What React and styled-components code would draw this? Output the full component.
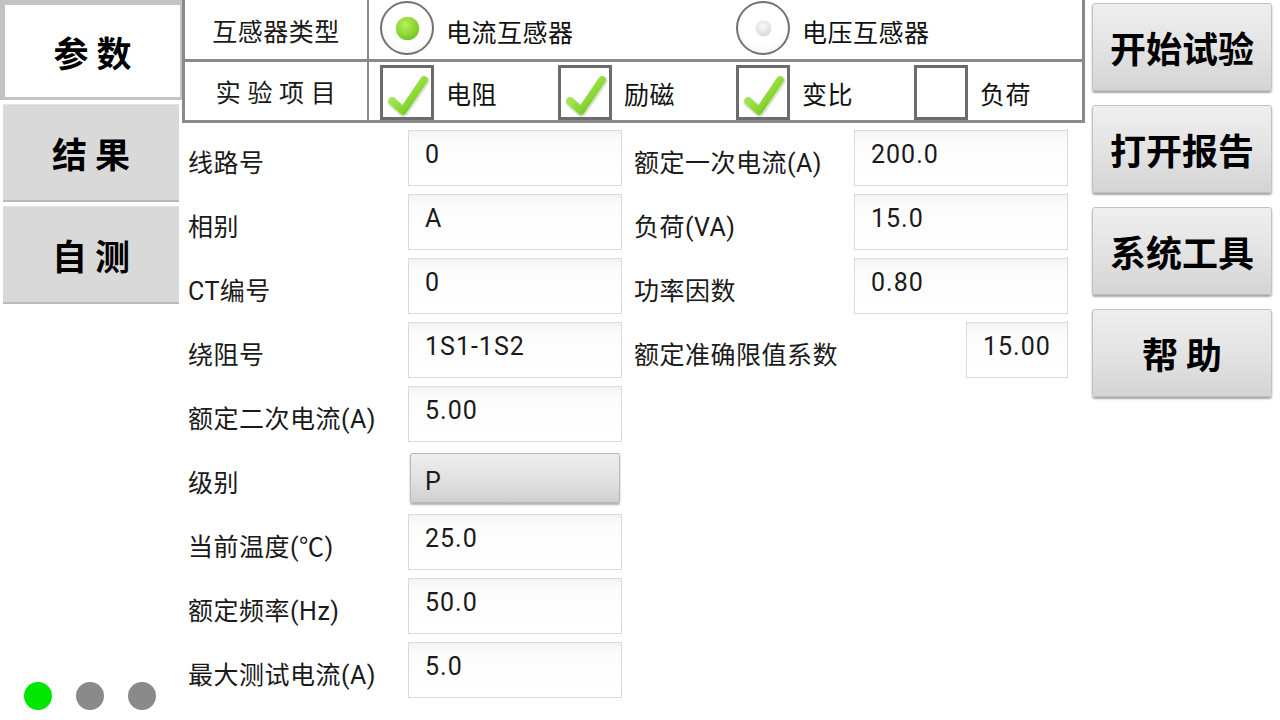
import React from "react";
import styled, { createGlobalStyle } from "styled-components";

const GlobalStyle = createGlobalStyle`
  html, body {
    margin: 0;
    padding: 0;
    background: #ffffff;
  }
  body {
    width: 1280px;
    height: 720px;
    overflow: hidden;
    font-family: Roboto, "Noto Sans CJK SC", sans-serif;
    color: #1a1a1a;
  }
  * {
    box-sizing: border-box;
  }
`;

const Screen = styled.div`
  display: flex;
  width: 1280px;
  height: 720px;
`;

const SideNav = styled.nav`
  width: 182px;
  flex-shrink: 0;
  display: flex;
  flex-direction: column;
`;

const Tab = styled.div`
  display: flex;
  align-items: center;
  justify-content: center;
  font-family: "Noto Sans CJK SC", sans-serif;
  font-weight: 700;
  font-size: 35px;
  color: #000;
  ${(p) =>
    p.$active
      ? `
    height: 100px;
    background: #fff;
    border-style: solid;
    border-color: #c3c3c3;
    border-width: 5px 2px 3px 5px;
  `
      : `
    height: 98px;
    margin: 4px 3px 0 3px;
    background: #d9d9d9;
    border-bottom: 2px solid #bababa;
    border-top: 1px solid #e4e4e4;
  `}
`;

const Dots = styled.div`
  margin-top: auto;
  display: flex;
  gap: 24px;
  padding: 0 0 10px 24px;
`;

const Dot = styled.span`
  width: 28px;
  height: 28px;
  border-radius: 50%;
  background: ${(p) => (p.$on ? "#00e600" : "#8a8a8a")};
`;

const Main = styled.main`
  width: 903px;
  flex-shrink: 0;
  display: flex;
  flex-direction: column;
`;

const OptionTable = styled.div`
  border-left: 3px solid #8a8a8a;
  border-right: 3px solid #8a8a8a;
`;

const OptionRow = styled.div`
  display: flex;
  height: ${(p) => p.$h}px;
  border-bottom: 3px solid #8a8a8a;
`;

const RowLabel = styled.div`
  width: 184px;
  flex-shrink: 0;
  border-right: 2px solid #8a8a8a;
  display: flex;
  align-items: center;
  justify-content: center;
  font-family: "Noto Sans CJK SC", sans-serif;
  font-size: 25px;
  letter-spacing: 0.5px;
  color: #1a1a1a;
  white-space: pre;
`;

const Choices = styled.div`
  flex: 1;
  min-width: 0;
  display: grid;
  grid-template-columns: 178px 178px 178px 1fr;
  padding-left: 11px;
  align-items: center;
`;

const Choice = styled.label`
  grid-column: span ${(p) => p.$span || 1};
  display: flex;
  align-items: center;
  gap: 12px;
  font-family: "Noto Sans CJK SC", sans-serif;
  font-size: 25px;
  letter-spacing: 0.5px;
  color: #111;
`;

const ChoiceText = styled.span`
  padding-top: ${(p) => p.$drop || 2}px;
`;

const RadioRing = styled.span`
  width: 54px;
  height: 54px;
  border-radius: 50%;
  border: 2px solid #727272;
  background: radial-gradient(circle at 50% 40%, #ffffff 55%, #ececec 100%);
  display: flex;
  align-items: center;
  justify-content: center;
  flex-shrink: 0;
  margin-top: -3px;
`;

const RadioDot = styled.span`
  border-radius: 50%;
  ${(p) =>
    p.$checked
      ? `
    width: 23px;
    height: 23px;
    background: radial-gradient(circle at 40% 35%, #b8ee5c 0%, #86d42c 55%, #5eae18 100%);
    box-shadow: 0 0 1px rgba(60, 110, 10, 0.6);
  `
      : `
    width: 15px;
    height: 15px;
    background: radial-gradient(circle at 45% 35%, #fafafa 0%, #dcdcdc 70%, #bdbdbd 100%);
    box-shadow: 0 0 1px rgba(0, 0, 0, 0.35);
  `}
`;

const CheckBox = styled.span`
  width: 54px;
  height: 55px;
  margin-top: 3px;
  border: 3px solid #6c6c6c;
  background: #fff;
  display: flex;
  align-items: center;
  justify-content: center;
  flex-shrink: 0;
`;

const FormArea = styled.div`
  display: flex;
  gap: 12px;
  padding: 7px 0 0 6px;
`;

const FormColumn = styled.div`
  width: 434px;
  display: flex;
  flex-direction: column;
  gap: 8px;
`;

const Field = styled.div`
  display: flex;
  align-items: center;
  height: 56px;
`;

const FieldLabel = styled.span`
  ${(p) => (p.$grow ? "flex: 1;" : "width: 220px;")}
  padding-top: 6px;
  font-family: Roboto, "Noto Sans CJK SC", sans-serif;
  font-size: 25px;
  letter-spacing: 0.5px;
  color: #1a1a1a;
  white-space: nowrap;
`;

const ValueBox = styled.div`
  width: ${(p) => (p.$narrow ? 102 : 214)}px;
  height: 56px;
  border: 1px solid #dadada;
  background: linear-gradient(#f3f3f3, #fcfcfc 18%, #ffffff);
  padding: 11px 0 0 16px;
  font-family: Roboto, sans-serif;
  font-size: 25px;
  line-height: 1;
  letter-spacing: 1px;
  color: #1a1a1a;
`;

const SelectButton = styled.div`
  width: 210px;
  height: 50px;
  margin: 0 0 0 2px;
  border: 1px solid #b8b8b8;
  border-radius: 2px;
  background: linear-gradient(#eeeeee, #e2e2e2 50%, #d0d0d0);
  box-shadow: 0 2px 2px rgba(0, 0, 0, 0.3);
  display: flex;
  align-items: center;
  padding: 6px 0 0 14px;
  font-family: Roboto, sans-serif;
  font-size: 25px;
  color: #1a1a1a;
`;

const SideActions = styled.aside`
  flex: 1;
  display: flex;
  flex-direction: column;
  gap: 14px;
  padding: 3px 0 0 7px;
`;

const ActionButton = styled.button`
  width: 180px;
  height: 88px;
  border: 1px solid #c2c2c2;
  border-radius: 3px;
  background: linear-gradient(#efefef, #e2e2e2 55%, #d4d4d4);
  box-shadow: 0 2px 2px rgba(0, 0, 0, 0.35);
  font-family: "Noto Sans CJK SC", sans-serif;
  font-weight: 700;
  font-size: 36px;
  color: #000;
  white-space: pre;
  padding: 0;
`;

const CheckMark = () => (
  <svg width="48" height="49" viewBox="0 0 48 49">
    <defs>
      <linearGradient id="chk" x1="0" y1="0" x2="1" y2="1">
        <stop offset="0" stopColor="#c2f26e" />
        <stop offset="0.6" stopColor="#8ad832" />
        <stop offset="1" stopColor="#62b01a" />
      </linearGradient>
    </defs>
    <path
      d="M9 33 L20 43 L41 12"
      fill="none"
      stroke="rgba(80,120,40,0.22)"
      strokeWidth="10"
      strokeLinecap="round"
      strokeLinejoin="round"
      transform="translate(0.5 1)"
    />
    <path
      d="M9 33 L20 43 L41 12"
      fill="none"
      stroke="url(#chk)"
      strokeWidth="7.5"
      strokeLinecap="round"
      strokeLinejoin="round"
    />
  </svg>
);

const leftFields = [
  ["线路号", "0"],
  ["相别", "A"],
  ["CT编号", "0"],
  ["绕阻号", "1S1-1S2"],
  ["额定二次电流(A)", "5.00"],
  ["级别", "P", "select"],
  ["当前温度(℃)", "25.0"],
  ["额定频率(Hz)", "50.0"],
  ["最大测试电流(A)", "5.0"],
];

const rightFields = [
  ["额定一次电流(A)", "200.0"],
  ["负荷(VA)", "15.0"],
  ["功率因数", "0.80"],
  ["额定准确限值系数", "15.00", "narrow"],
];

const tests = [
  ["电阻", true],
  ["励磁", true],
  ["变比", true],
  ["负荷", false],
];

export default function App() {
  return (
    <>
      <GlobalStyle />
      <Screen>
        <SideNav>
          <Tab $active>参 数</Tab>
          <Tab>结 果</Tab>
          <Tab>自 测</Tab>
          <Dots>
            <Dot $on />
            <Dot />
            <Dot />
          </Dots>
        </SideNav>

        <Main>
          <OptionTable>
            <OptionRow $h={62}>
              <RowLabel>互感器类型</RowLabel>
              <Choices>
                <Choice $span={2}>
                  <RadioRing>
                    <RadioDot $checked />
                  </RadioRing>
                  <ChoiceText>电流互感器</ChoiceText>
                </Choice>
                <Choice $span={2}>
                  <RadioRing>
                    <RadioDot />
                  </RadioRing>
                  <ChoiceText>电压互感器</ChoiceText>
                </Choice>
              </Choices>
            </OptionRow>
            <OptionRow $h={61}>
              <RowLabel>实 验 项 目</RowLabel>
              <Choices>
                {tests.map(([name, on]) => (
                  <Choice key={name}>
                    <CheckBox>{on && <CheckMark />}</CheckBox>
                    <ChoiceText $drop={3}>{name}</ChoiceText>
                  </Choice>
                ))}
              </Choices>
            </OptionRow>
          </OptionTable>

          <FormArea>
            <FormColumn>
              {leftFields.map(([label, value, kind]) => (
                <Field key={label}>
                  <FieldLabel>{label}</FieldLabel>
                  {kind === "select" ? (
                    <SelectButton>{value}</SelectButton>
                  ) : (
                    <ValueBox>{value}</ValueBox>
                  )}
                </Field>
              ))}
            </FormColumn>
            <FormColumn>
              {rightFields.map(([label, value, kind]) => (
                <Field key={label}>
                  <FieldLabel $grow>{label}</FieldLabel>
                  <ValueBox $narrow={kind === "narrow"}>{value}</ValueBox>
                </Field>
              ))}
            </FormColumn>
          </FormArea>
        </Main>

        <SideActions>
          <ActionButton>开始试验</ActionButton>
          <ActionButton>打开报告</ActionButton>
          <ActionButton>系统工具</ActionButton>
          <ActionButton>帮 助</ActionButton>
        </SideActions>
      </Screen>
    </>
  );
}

## [Stated task]
State only the count of lines above that hold the string "components".

## [Correct result]
2